11 comments to Someone else’s fault

  • Oh, the digs at the second oldest profession in the Incredibles weren’t subtle – they were pretty blunt. And probably the least stretch from reality in the whole plotline…

  • James

    Er, you guys think this is in jest? Never heard about the hearing loss compensation scandal back in good ol’ Ireland? Stick ‘ireland army hearing’ into Google and you’ll see what I mean. And it wasn’t even in wartime!

    Fact is stranger than fiction! 🙂

  • I found the claims direct ad very amusing and laughed so much I now have a headache. You will be hearing from my solicitors in due course.

  • Euan Gray

    Preventing this kind of thing was one of the reasons why for years there were regulations banning lawyers from advertising or from taking on no win, no fee cases. The rules are repealed, see what happens.

    Not all rules and controls are bad, even if most are.


  • Imagine if such litigation had been around at the time of Operation Market-Garden.

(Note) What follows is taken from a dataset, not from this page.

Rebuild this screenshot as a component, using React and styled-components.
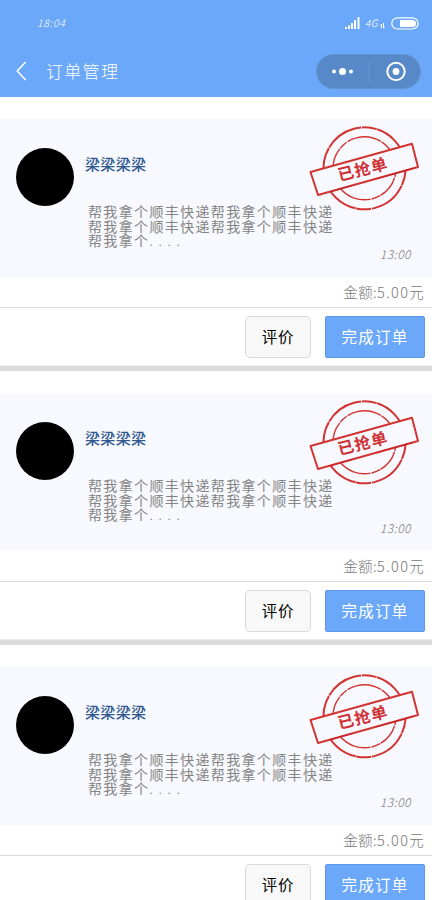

  • Please feel free to correct me on this, but doesn’t “thy” mean “your”? Shouldn’t the ad read “Hast thou”?

  • Mary in LA

    Squander Two, yea verily, thou art correct! And thou didst write even that which I was about to write, and should indeed have writ, hadst thou not done so ere I had done.

    I wish thee a silly day! 🙂

    (“silly” meant “blessed”, long ago — thus shalt thou find, iwis, in thy Great Boke of Words).

  • Are you from Yorkshire, then, Mary?

    (Sorry. English joke.)



  • Graham Asher

    No, it’s not clever and sly. It’s almost impossible to look at without disgust and horror. It’s a commonplace example of our culture’s hatred for the facts of our history and the hiistory of our language.. The solecism ‘hath thy’ proclaims a knowing (I am sure) contempt for anybody who would be ‘anoracky’ enough to know the correct grammatical form.

  • Mary in LA

    Mr. Asher, I think I’m in love with you! (Too bad I’m happily married and all the way across the pond.) I take it that “anoracky” means “hopelessly, pathetically geeky”? Well, cheers from one grammar geek to another!

    Hello, Jo! No, I’m not from Yorkshire, but I’ve always enjoyed my visits there. All the Yorkshire dialect I know, I learned from the James Herriot books. 🙂

  • How wonderful it is! Today, I had seen the film – “The Incredibles” this afternoon, my father also had seen this film in this evening. This cartoon movie is powered by Disney-Pixar.
    In this film, I love the people’s sensation, scene, bugbears. The scene is so sublime.
    With the great imagination.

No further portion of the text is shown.